Угрозы такого рода в демократическом обществе неподсудны. И потому Эдичка не утруждает себя дурацким маскарадом: темный лес, захрапевшие от испуга лошади, маска на лице. Он с радостной готовностью сообщает свой адрес, он позволяет нам обозреть его лицо во всей красе, предпослав повести свою фотографию: любуйтесь, вот он я – Эдичка! А чтобы мы, не дай Бог, не упустили какой черты в его облике, он предстает перед нами голый по пояс (почему только по пояс, Эдичка?!), украшенный лишь висящим на шнурке крестом…
Однако, нацепив крест для украшения своей нагой персоны, Эдичка в действительности – как и подобает истинному «человеку массы» – не верит ни в Бога, ни в черта и, чуждый высших побуждений, начисто отрицает возможность таких побуждений за другими. Он сам, непрестанно рекламируя себя, как одного из лучших поэтов России, время от времени проговаривается об истинных целях своих поэтических попыток; а ведь Фрейд давно подметил, что для понимания личности проговорки и оговорки куда важней прямых деклараций.
Вот истинное поэтическое кредо Эдички: «Поэт – самая значительная личность в этом мире… Для поэта лучшее место – Россия… Десятки тысяч поклонников… и прекрасные русские девушки, Тани и Наташи, все были его… Потому что речь идет о хлебе, мясе и пизде. Это вам не шутка».
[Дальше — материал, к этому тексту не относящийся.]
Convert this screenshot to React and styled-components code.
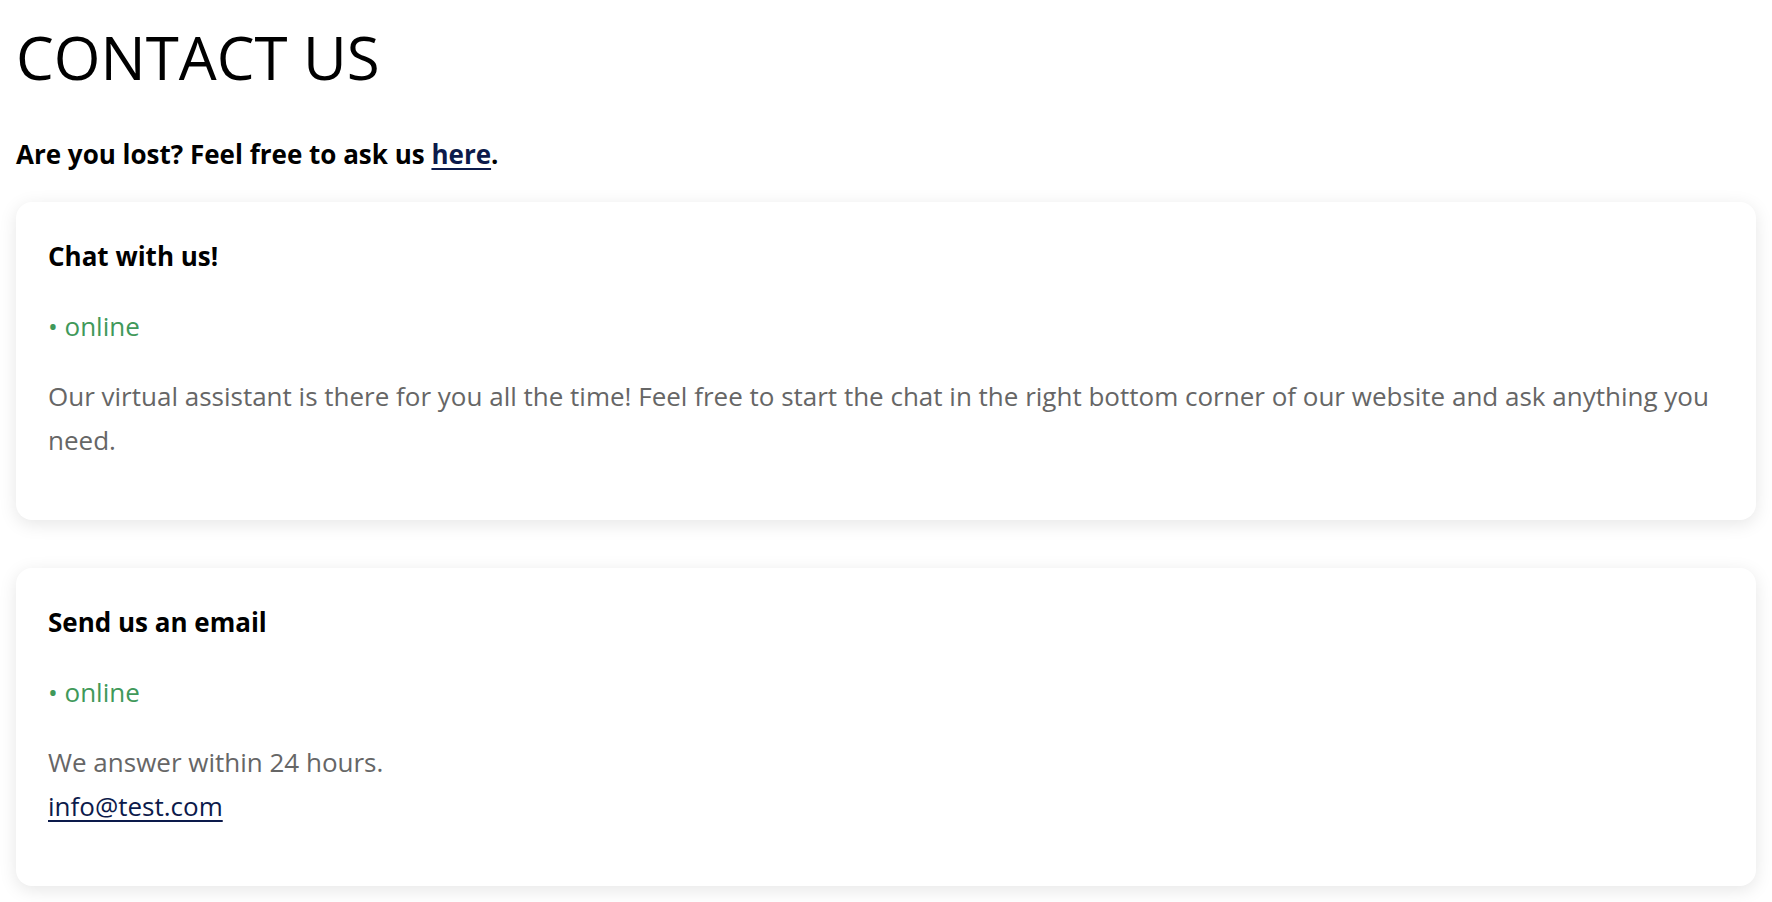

Неудивительно, что первые свои поэтические успехи Эдичка эксплуатировал в целях мелкой личной наживы: «Я выступал в роли херувимчика-поэта – читал, обычно это происходило на танцевальной площадке или в парке, раскрывшим от удивления рты девушкам стихи, а Саня Красный в это время… легко и незаметно… снимал с девушек часы и потрошил их сумочки». Неудивительно, что и других он подозревает в столь же низменных побуждениях: «Печатал же свои книги Солженицын… здесь, на Западе, его совесть не мучила, по сути дела, он думал только о своей писательской карьере, но не о последствиях и влиянии своих книг». Интересно, кто, по мнению Эдички, потрошил сумочки западной общественности, пока Солженицын заставлял ее раскрывать от удивления рты, – уж не Сахаров ли?
Эдичка не сомневается, что речь всегда идет «о хлебе, о мясе, о девочках»:
«Удачно сидел в тюрьме или психбольнице там – получай деньги здесь».
А он, Эдичка, не удостоился такой чести – ни в тюрьме, ни в психушке не посидел, вот никто ему «здесь» и не платит; и даже потаскухой, как его бывшая жена, он стать не сумел – ну как тут не возроптать?! Ведь он страдает «только потому, что такое неравенство, что у нее есть пизда, на которую есть покупатели, а у меня нет!» Но никто его ропота не слышит, а жить дальше надо. А пока он не набредет «на вооруженную группу левых экстремистов, таких же отщепенцев», как и он, Эдичке остается только онанизм – физический, столь красочно им воспетый, и духовный – воспоминания о славном его прошлом: «В моей стране я был одним из лучших поэтов».
Господи, откуда он это взял? Приставал к нам в Москве наш общий с Лимоновым приятель, бывший харьковчанин Феликс Фролов, приносил стянутые двумя скрепками рукописные тетрадки со стишатами Эдички, предлагал купить за трешку – человек, мол, с голоду помирает. Но тут же проговорился, что человек не совсем помирает, а неплохо зарабатывает шитьем фальшивых иностранных брюк. Мы тетрадочку полистали, пожали плечами и, раз от голодной смерти спасать не надо было, трешку на эту ерунду пожалели. А в Нью-Йорке Эдичка уже всплыл «одним из лучших поэтов»! Невольно вспоминаешь разговор двух бывших московских пуделей, встретившихся на Таймс Сквер: «А в Москве я был Сен-Бернаром», – говорит каждый.
Конечно, лучший способ стать лучшим поэтом, – всех других отменить и по возможности прикончить. Что Эдичка с успехом и делает. Свое отношение к миру русской классической литературы он выразил весьма недвусмысленно: «Таская собрания сочинений, мутно-зеленые корешки Чеховых, Лесковых и других восхвалителей и обитателей сонных русских полдней, я со злостью думаю обо всей своей родной, отвратительной русской литературе, во многом ответственной за мою жизнь. Бляди мутно-зеленые… и буквы-то их мне маленькие, многочисленные противны». Чудный способ – всю старую культуру отменить и на образовавшемся пустыре стать первым певцом новой!
Конечно, не Эдичка положил начало этой новой культуре, не он сказал в ней первое слово. Он просто последователь, подражатель, эпигон других, более ранних, сильных своим невежеством и неразборчивостью претендентов на первородство в русской поэзии. Когда в начале века всеобщее образование, насаждаемое закомплексованной интеллигенцией, выплеснуло на культурную арену массового читателя, желающего стать массовым писателем, встревоженный Н. Гумилев писал: «Все это очень серьезно. Мы присутствуем при новом вторжении варваров, сильных своей талантливостью и ужасных своей небрезгливостью».